Ni el momento ni el lugar

Es tan fácil —o debería serlo— como imaginarse la situación inversa. A unos minutos del txupinazo, baja del cielo una gigantesca bandera rojigualda que obliga, por primera vez en la historia, a retrasar el inicio de la fiesta. ¿Qué nos habría parecido? ¿Qué habríamos dicho? Lo más amable, que no era el momento ni el lugar. Pero claro, no es lo mismo, ¿verdad? Nunca es lo mismo. La razón siempre nos acompaña, la nuestra es la causa buena y la de los demás, una porquería o, en los términos al uso, una fascistada.

Precisamente porque me asquea que me impongan unos colores que no siento como propios, jamás se me ocurriría pasar los míos por el morro de quienes, con todo derecho, tampoco se sienten representados por ellos. Sé en qué me convierte lo que acabo de escribir a ojos de los que expiden los certificados de vasquidad fetén. No me cuesta adelantar mentalmente muchos de los comentarios que seguirán a estas líneas en las ediciones digitales donde se publican. Abandono incluso la esperanza de encontrarme con un insulto o una invectiva que se salgan del repertorio oficial.

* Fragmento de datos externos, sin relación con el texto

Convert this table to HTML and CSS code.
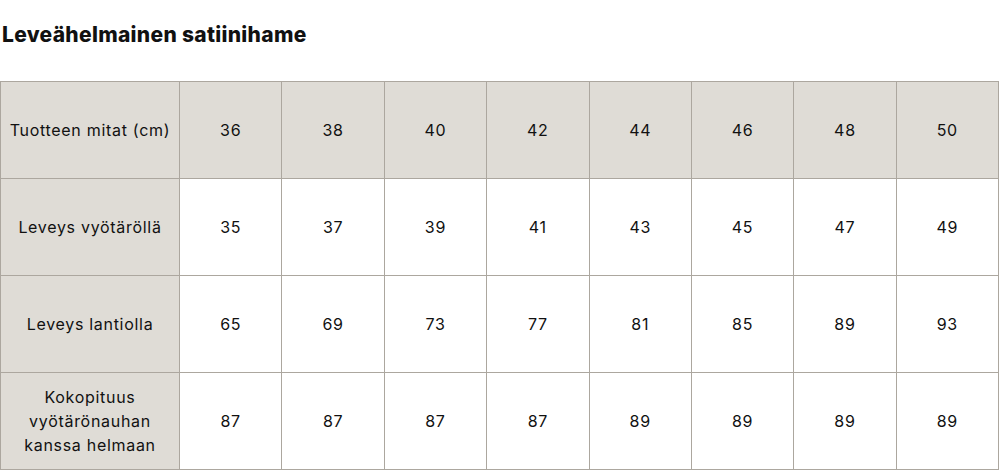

Pues asumiré ser un mal vasco, un traidor o lo que toque si por tal se entiende a quien, por incómodo que le resulte, se lo piensa dos veces antes de circular por el carril obligatorio, sea cual sea. Ya he anotado alguna vez que el primer derecho a decidir que reclamo es el individual. Solo autodeterminándonos como personas tendrá sentido que lo hagamos como pueblo. Y que conste que por grandilocuentes que suenen las dos frases anteriores, no son más que humildes opinones. Quizá equivocadas, eso tampoco tengo empacho en admitirlo. Me ha ocurrido en muchas ocasiones creer estar seguro de algo que luego se ha probado exactamente al revés de como lo veía.

Siguiendo ese principio del error probable, les cuento aquí y ahora que aunque la que se desplegó ayer en Iruña es mi bandera, entiendo que no fue ni el momento ni el lugar.